| Ingredient | Quantity | |
| 1 | Tomato | 3 Large |
| 2 | Romano Pepper | 1 medium |
| 3 | Green Chilli | 1 medium |
| 4 | Onion | 1 small |
| 5 | Garlic | 2 cloves minced |
| 6 | Parsley | 25g |
| 7 | Red Pepper Paste | 2 tablespoons |
| 8 | Tomato Puree | 1 tablespoon |
| 9 | Pomegranate Molasses | 2 tablespoons |
| 10 | Pul Biber | 1 tablespoon |
| 11 | Sumac | 2 tsp |
| 12 | Dried Mint | 1 tablespoon |
| 13 | Extra Virgin Olive Oil | 60 ml |
Instructions
step 1 Put the tomatoes and all of the peppers in a food processor and blitz until finely chopped. Tip out into a sieve, set over a bowl and leave to strain.

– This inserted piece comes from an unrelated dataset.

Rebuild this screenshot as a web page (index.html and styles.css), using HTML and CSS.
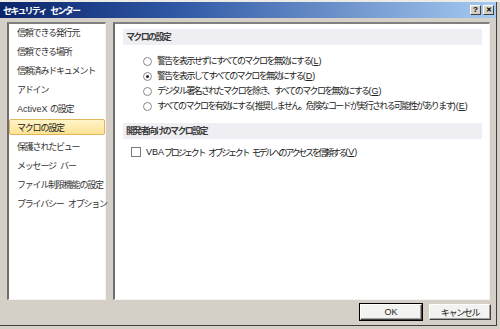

Add the onions, garlic and parsley to the food processor and blitz until finely chopped, then set aside. step 2 Add red pepper paste, tomato purée, pomegranate molasses, pul biber, sumac, dried mint and most of the extra virgin olive oil to a serving bowl and whisk well so everything comes together as a sauce. Tip in the blitzed onion mixture and the strained pepper mixture along with 1 tsp flaky sea salt . Stir well, then drizzle with the remaining extra virgin olive oil to serve.